3: If the requested file does not exist, and then "data" does not contain anything, will assign the contain of file "data/404error" to data
4: Outputs the content of "data"

In this script, we used the "if_null" and "if_not_null" functions, which are simple conditions functions, for in the 1.0 version we don't have other conditions. See next chapter ;)

Cookie vars are available with $COOKIE_name_of_cookie. A function "setcookie" is available to set them.


In the current version, 1.0, there are no conditions, except what we've seen just before. I think it should be ok for version 1.1
These conditions are functions, so they have to be prefixed with a '@'.
They take two or three arguments as input.
The first argument is a variable. 1: <#cws
2: $foo = "bar"
3: @if_not_null($foo, "foo var is not null", "foo var is null")
4: @if_null($foo, "foo var is null", "foo var is not null")
5: @if_not_null($GET_request, @include(@securize($GET_request)))
6: #>
3: this will check whether $foo is empty or not.

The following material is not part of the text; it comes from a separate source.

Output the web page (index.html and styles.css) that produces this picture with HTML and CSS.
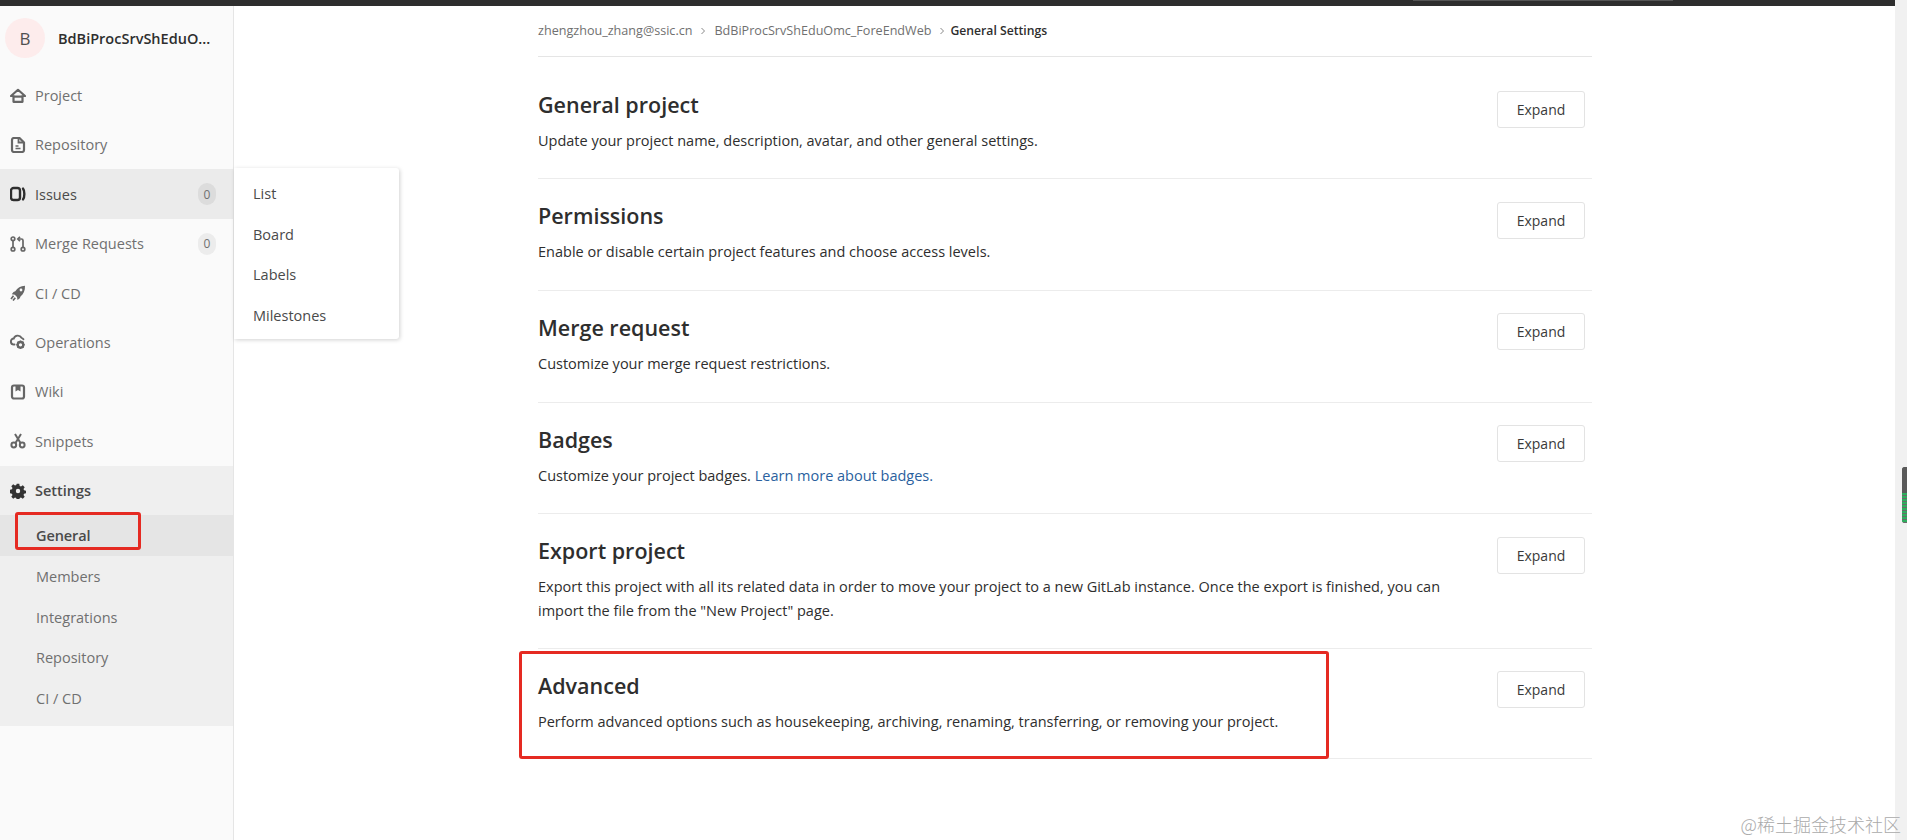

If it is, the third argument will be evaluated and returned, otherwise, the second one will be evaluated and returned.
Consider this functions like this : if_not_null($condition, true, false)
4: This function is precisely the opposite of the first one. if $foo is null, the it will evaluate the second argument, and vice-versa
5: You also may put only two args to one of these functions, it this case, if result is false, it won't return anything.

foo var is not null
foo var is not null
[depends on GET_request's value]

User Functions

There are currently no user-defined functions in Cws, but you can simulate them.
We have seen before that you can store the content of an included file into a variable.
Consider this: File : myFunction.cws
1: <#cws
2: @print(@replace($myFunction_toprint, "e", "a"))
3: #>
File: index.cws
1: <#cws
2: $myFunction_toprint = "Hello"
3: $data = @include("myFunction.cws")
4: @print($data)
5: #>
The file index.cws will include and parse myFunction.cws file, which will return Hallo.
Note that files do not HAVE to return strings, they also can modify variables.